In our case, PCI Device 1 is safe, while PCI Device 2 is unsafe.
Use Case 3: Nested Guest Device Assignment
Another use case that device assignment with vIOMMU would help is that nested device assignment will work just like magic with it.
As we have mentioned in the first section, an IOMMU is required for device assignment to work. Here, to assign a L1 guest device to a L2 guest, we also need a vIOMMU inside L1 guest to build up the page mappings required for device assignment work.

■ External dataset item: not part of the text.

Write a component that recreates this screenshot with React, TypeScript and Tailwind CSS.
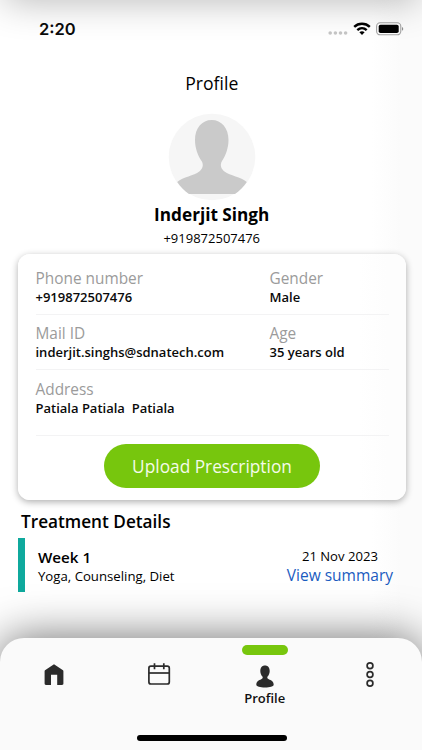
import type { ReactNode } from "react";

interface FieldProps {
  label: string;
  value: string;
}

const TABS = ["home", "calendar", "profile", "more"] as const;

function Field({ label, value }: FieldProps) {
  return (
    <div>
      <p className="pt-px text-[15.4px] leading-[19px] text-[#9b9b9b]">{label}</p>
      <p className="text-[13px] font-[550] leading-[18px] whitespace-pre text-[#0a0a0a]">{value}</p>
    </div>
  );
}

function Row({ className, children }: { className: string; children: ReactNode }) {
  return <div className={`grid grid-cols-[234px_1fr] border-b border-[#f3f3f4] ${className}`}>{children}</div>;
}

function StatusBar() {
  return (
    <header className="flex h-[57px] items-center justify-between pl-[39px] pr-[18px]">
      <span className="pt-[2px] font-[Inter,sans-serif] text-[16.5px] font-semibold leading-none text-[#0b0b0b]">2:20</span>
      <div className="flex items-center">
        <svg width="20" height="6" viewBox="0 0 20 6" className="mt-2 mr-[5px]" fill="#c6c6c6">
          <circle cx="2.2" cy="3" r="1.8" />
          <circle cx="7.4" cy="3" r="1.8" />
          <circle cx="12.5" cy="3" r="1.8" />
          <circle cx="17.6" cy="3" r="1.8" />
        </svg>
        <svg width="18" height="13" viewBox="0 0 18 13" className="mr-[5px]" fill="none" stroke="#000" strokeWidth="2.4">
          <path d="M1.2 4.9C5.6.7 12.4.7 16.8 4.9" />
          <path d="M4.3 8.1c2.7-2.5 6.7-2.5 9.4 0" />
          <path d="M6.4 10.3c1.5-1.3 3.7-1.3 5.2 0L9 12.9z" fill="#000" stroke="none" />
        </svg>
        <svg width="28" height="14" viewBox="0 0 28 14">
          <rect x="0.6" y="0.8" width="24.2" height="12" rx="3.6" fill="none" stroke="#a3a3a3" strokeWidth="1.1" />
          <rect x="2.7" y="2.7" width="20" height="8.4" rx="1.8" />
          <path d="M26 4.9c1.7.6 1.7 3.2 0 3.8z" fill="#8f8f8f" />
        </svg>
      </div>
    </header>
  );
}

function Avatar() {
  return (
    <svg width="88" height="88" viewBox="0 0 88 88">
      <circle cx="44" cy="44" r="43.3" fill="#f6f6f6" />
      <path
        d="M43.7 7C53.5 7 60.5 15 60.5 27C60.5 35 57.5 43 54 48C51.6 52 53.2 56 56.5 58.5C62 62.5 73 64 78.8 69C76 73.5 71.5 78 67 80.9H21C16.5 78 12 73.5 9.2 69C15 64 26 62.5 31.3 58.5C34.5 56 36 52 33.6 48C30 43 27 35 27 27C27 15 34 7 43.7 7Z"
        fill="#cacaca"
      />
    </svg>
  );
}

function TabIcon({ name }: { name: (typeof TABS)[number] }) {
  switch (name) {
    case "home":
      return (
        <svg width="24" height="26" viewBox="0 0 24 26" fill="#2b2b2b">
          <path d="M12 2.2 21 8.2c.3.3.4.6.4 1V21.6c0 1-.5 1.4-1.4 1.4H15.2V12.8H9V23H4c-1 0-1.4-.5-1.4-1.4V9.2c0-.4.1-.7.4-1z" />
        </svg>
      );
    case "calendar":
      return (
        <svg width="24" height="26" viewBox="0 0 24 26" fill="none" stroke="#2b2b2b" strokeWidth="1.7">
          <rect x="1.9" y="4.2" width="20.4" height="17.8" rx="2" />
          <path d="M1.9 11h20.4" />
          <path d="M7.5 1.2v6M16.8 1.2v6" />
        </svg>
      );
    case "profile":
      return (
        <svg width="24" height="26" viewBox="0 0 24 26" fill="#2b2b2b">
          <path d="M12 3.6c3 0 4.7 2.2 4.7 5.3 0 2.4-1 4.6-2.3 5.9-.4 1.2.2 2 1.4 2.5 2.3 1 4.8 1.9 4.9 5.4 0 1.7-3.8 2.7-8.7 2.7s-8.7-1-8.7-2.7c.1-3.5 2.6-4.4 4.9-5.4 1.2-.5 1.8-1.3 1.4-2.5-1.3-1.3-2.3-3.5-2.3-5.9 0-3.1 1.7-5.3 4.7-5.3Z" />
        </svg>
      );
    case "more":
      return (
        <svg width="24" height="26" viewBox="0 0 24 26" fill="none" stroke="#2b2b2b" strokeWidth="1.7">
          <circle cx="12" cy="3.8" r="2.9" />
          <circle cx="12" cy="12.5" r="2.9" />
          <circle cx="12" cy="21.2" r="2.9" />
        </svg>
      );
  }
}

function TabBar() {
  return (
    <nav className="relative mt-[46px] h-[112px] rounded-t-[24px] bg-[#fafafa] shadow-[0_0_46px_rgba(0,0,0,0.58)]">
      <div className="-mr-px grid grid-cols-4 pl-px">
        {TABS.map((tab) => (
          <div key={tab} className="flex flex-col items-center">
            <span className={`mt-[7px] h-[10px] w-[46px] rounded-full ${tab === "profile" ? "bg-[#77c60d]" : ""}`} />
            <span className="mt-[6.5px]">
              <TabIcon name={tab} />
            </span>
            {tab === "profile" && (
              <span className="mt-px text-[13px] font-[550] leading-[18px] text-[#111]">Profile</span>
            )}
          </div>
        ))}
      </div>
      <div className="absolute bottom-[9.5px] left-[137px] h-[5.5px] w-[150px] rounded-full bg-black" />
    </nav>
  );
}

export default function App() {
  return (
    <div className="relative h-[750px] w-[422px] overflow-hidden bg-[linear-gradient(to_right,#fff_88%,#fbfbfb_95%)] font-['Open_Sans',sans-serif] text-black">
      <div className="absolute inset-x-1 -top-10 h-10 shadow-[0_0_38px_rgba(0,0,0,0.3)]" />
      <StatusBar />

      <section className="flex flex-col items-center pl-[1.5px]">
        <h1 className="mt-[14px] text-[17.6px] leading-6">Profile</h1>
        <div className="mt-[18px] flex h-[88px] w-full justify-center">
          <Avatar />
        </div>
        <h2 className="mt-[2px] text-[17.2px] font-bold leading-6">Inderjit Singh</h2>
        <p className="mt-[2px] text-[13px] leading-[18px]">+919872507476</p>
      </section>

      <section className="mt-[7px] ml-[18px] h-[246px] w-[388px] rounded-[12px] bg-[linear-gradient(to_right,#fff_88%,#fdfdfd_95%)] px-[17.5px] shadow-[0_2px_7px_rgba(0,0,0,0.32)]">
        <Row className="h-[61px] pt-[14px]">
          <Field label="Phone number" value="+919872507476" />
          <Field label="Gender" value="Male" />
        </Row>
        <Row className="h-[55px] pt-[8px]">
          <Field label="Mail ID" value="inderjit.singhs@sdnatech.com" />
          <Field label="Age" value="35 years old" />
        </Row>
        <Row className="h-[66px] pt-[9px]">
          <Field label="Address" value="Patiala Patiala  Patiala" />
        </Row>
        <button className="mx-auto mt-2 block h-[43.5px] w-[216.5px] rounded-full bg-[#77c60d] pt-[2px] text-[17.3px] text-[#f4fbe9]">
          Upload Prescription
        </button>
      </section>

      <section className="mt-[10px] pr-[29px] pl-[18px]">
        <h3 className="pl-[3px] text-[17.2px] font-[550] leading-6">Treatment Details</h3>
        <div className="mt-1 flex h-[54px] items-start justify-between border-l-[7px] border-[#0fa99d] pl-[13px]">
          <div className="pt-[9px]">
            <p className="text-[15.2px] font-[550] leading-5">Week 1</p>
            <p className="text-[13.2px] leading-[18px]">Yoga, Counseling, Diet</p>
          </div>
          <div className="pt-[9px] text-center">
            <p className="text-[13.1px] leading-[18px]">21 Nov 2023</p>
            <p className="text-[15.5px] leading-5 text-[#1a5bbf]">View summary</p>
          </div>
        </div>
      </section>

      <TabBar />
    </div>
  );
}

Nested device assignment looks like:
With Virtio Devices
Virtio devices are special since by default they are bypassing DMA Remapping (not using it in kernel drivers). We need some special parameters to explicitly enable DMA Remapping for it. While for Interrrupt Remapping, it is not depending on the device type, so it is enabled/disabled just like other non-virtio devices.
Command Line Example
A simplest command line to enable DMAR for a virtio-net-pci device would be:
qemu-system-x86_64 -M q35,accel=kvm,kernel-irqchip=split -m 2G \ -device intel-iommu,intremap=on,device-iotlb=on \ -device ioh3420,id=pcie.1,chassis=1 \ -device virtio-net-pci,bus=pcie.1,netdev=net0,disable-legacy=on,disable-modern=off,iommu_platform=on,ats=on \ -netdev tap,id=net0,vhostforce \ $IMAGE_PATH
Here we need these things in extra:
- Need "device-iotlb=on" for the emulated vIOMMU. This enables device IOTLB support for the vIOMMU, and it is pairly used with ats=on below.
- Need one more ioh3420 device. It is used to make sure virtio-net-pci device is under a PCIe root port
- Need the virtio device be:
- under the created PCIe root port,
- make sure modern virtio is used,
- make sure iommu_platform=on for it,
- set "ats=on" which is parily used with "device-iotlb=on" above.
Similar things are required for other types of virtio PCI devices besides virtio-net-pci.